Several faculty members focus the majority
of their research on issues of gender and have
strong ties with the Women's Studies Department.
Many others pursue research that includes gender
issues. Students may take any of the following
relevant courses and may choose to focus on
gender for one of their specialization examinations
at the doctoral level or for a master's thesis
or dissertation topic.
Gender Courses in the
Sociology Department
- Gender Inequality
- Global Gender Issues
- Race, Gender, and Work
- Gender and Leadership
- Gender, Crime and Justice
Sociology courses in related
areas
- Children and Public Policy
- Families
- Family and Household Demography
- Queer Theory
- Social Psychology
- Sociology of Work
- Social Interaction Processes
- Stratification
Students may register for Soc 606 Coteaching
Internship and coteach a course on gender at
the undergraduate level.
Women's Studies Department
The Women's Studies program began in 1971,
and in 1989 it became a department.

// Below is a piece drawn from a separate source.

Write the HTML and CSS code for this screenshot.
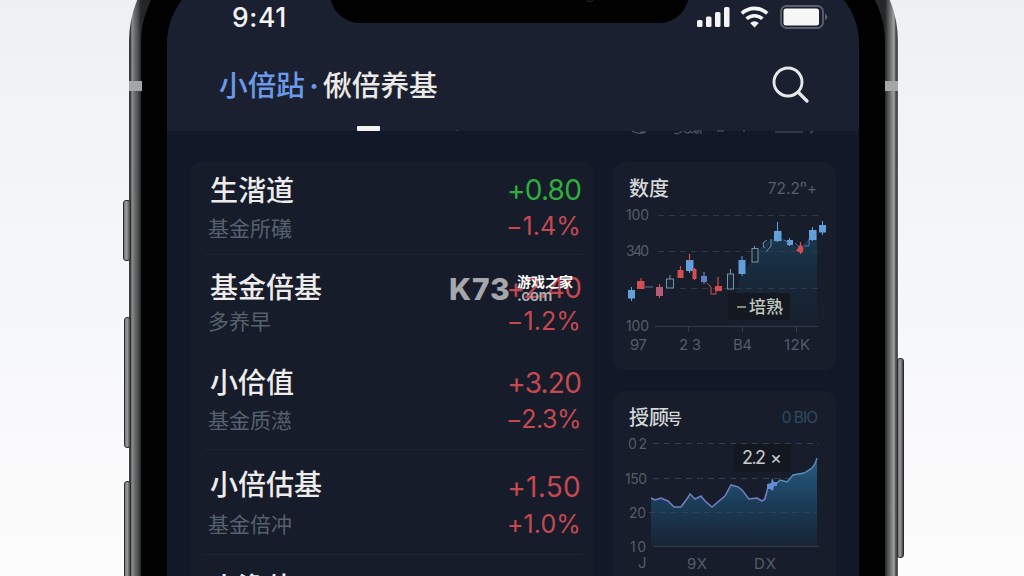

It encompasses
faculty with core appointments, joint appointments,
and affiliated faculty, representing 20 different
departments across the campus. It offers a
major, a minor, a MA in Women’s Studies, a
graduate certificate in Women and Public Policy
(see below), and is developing joint graduate
endeavors with disciplinary departments. The
Women's Studies program offers a wide range
of courses that allow students to reexamine
traditional disciplines from a feminist perspective
and to develop new trans-disciplinary approaches
to the study of women. Many students in Sociology
with interests in Gender pursue the Women’s
Studies MA along with their PhD in Sociology,
under cooperative agreements between the two
departments.
Certificate Program on
Women and Public Policy
The graduate Certificate Program on Women
and Public Policy is designed both for students
currently enrolled in public policy-related
graduate programs, who may pursue this certificate
in conjunction with an MA, MS, or PhD program
at Albany, or for members of the community
who wish to upgrade their skills and enroll
in a self-standing program. It prepares participants
to influence public policy affecting women
through advocacy, research, elective office,
community organization, administration, and
policy analysis. The requirements for this
multi-disciplinary 18 credit minimum program
include two core seminars, Feminist Thought
and Public Policy and Women and Public Policy;
one course on policy issues from one of the
participating departments; one course on skills
affecting the public policy process; one policy
reasoning course; and the Colloquium in Public
Affairs and Policy.
Institute for Research
on Women
The Institute for Research on Women (IROW)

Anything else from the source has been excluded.